▶ _AIM_: Track down each line that has the word "components" and copy it.

▶ _DATASET EXCERPTS_:
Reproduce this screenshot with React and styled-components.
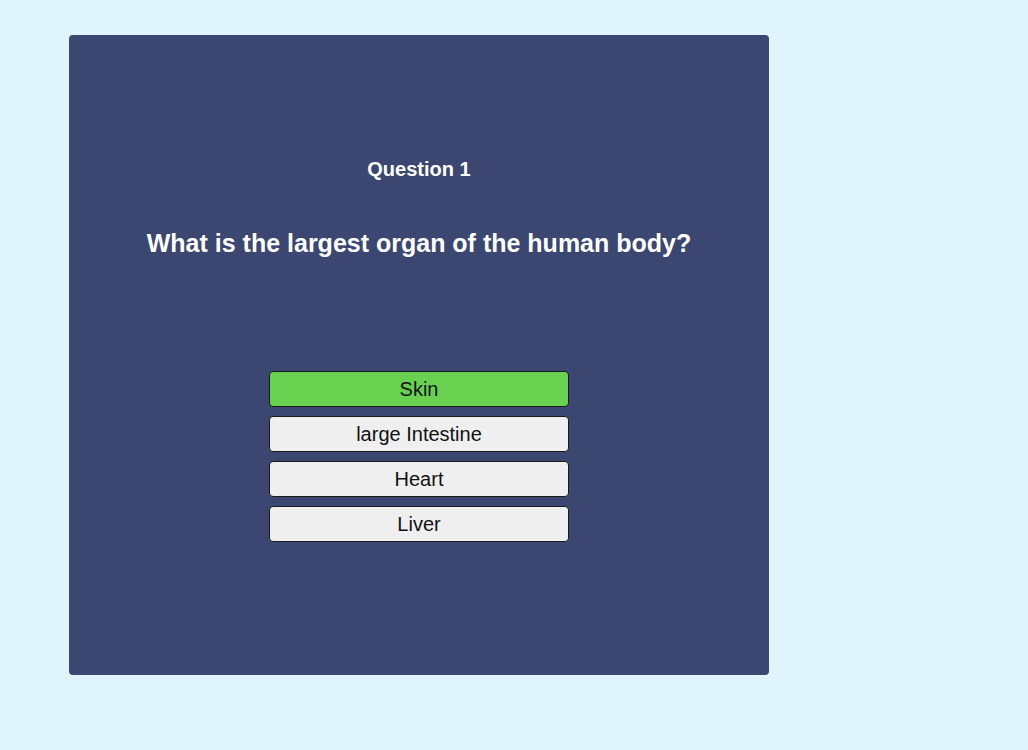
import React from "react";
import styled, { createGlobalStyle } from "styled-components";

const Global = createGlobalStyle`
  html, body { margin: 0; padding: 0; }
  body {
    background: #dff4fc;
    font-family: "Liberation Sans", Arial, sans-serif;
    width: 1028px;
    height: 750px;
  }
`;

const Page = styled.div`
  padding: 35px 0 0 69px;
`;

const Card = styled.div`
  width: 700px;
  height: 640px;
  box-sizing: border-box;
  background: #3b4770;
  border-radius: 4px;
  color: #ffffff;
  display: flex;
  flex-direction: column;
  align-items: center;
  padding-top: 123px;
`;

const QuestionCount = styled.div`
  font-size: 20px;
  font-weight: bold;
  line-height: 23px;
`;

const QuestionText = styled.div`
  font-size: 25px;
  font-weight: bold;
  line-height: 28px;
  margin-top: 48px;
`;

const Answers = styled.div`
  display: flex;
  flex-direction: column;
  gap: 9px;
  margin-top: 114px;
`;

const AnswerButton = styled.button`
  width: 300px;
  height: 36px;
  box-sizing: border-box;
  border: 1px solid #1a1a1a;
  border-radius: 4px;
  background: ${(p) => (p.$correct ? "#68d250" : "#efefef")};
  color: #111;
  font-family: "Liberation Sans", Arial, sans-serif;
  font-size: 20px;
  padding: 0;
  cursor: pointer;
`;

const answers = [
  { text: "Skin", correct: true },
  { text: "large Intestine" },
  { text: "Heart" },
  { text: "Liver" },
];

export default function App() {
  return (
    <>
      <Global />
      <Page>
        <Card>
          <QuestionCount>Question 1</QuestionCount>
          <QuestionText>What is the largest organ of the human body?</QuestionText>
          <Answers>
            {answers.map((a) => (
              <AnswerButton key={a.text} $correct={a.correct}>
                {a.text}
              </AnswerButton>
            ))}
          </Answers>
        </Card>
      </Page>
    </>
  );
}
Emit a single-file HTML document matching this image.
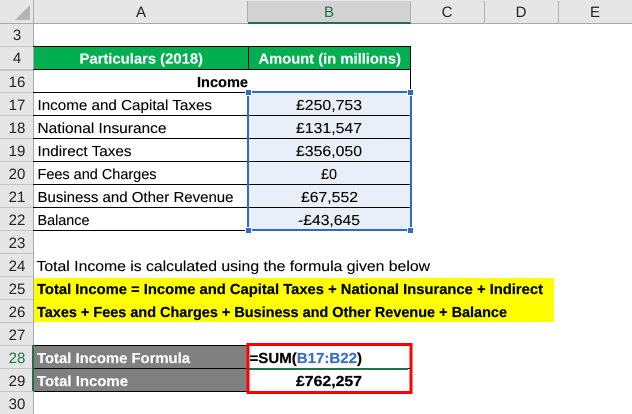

▶ _FINISHED ANSWER_:
Reproduce this screenshot with React and styled-components.
import styled, { createGlobalStyle } from "styled-components";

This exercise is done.